1Hospital Universitari Vall d’Hebron, Unitat Atenció Crohn-Colitis, Barcelona, Spain, 2Hospital Universitari Vall d’Hebron, Barcelona, Spain


From a physician’s perspective, the aim of the treatment of inflammatory bowel disease (IBD) is to achieve predefined objective targets, such as mucosal healing or histological healing. However, from a patient’s perspective these objectives may not be the most valued. Although there is scarce information relative to the patient’s goals of treatment, it is usually assumed that patients want control of symptoms and improvement on quality of life. There is a lack of information relative to what symptoms patients find more disturbing, or which attributes of therapy are the most valued by IBD patients. Aim: to stratify the priority that IBD patients assign to different symptoms and treatment attributes.

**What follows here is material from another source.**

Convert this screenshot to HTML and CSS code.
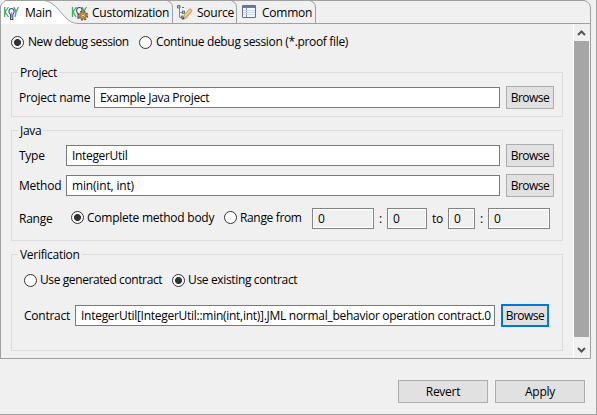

A prospective, observational, anonymised study in non-preselected consecutive outpatients with Crohn’s disease (CD) and ulcerative colitis (UC) was conducted. After written consent was obtained, patients answered a short survey and were asked to indicate their 2 most preferred objectives of the therapy.


In total, 83 patients (37 UC and 46 CD) were included. Most patients (89%) were in clinical remission. Treatment includes salicylates (13%), thiopurines (9 %), anti-TNF agents (73%), and other biologics (5%). The 4 most important symptoms that patients wanted to be controlled with their treatment were abdominal pain (21 %), diarrhoea (18 %), urge to have a bowel movement (18%) and fatigue (14%). Patients were also asked to select the 2 top outcomes from a predefined list, and the most important for patients were improvement of quality of life (46%), complete resolution of symptoms (35%), prevent flares (32%), and avoid surgery (26%). Only 9 % of patients considered having a normal colonoscopy as the preferred outcome.


Abdominal pain is the most important symptom for patients with IBD. Improvement of quality of life and complete control of symptoms are the highest priority outcomes. In contrast, medical objective targets, such as mucosal healing, are not a priority for patients.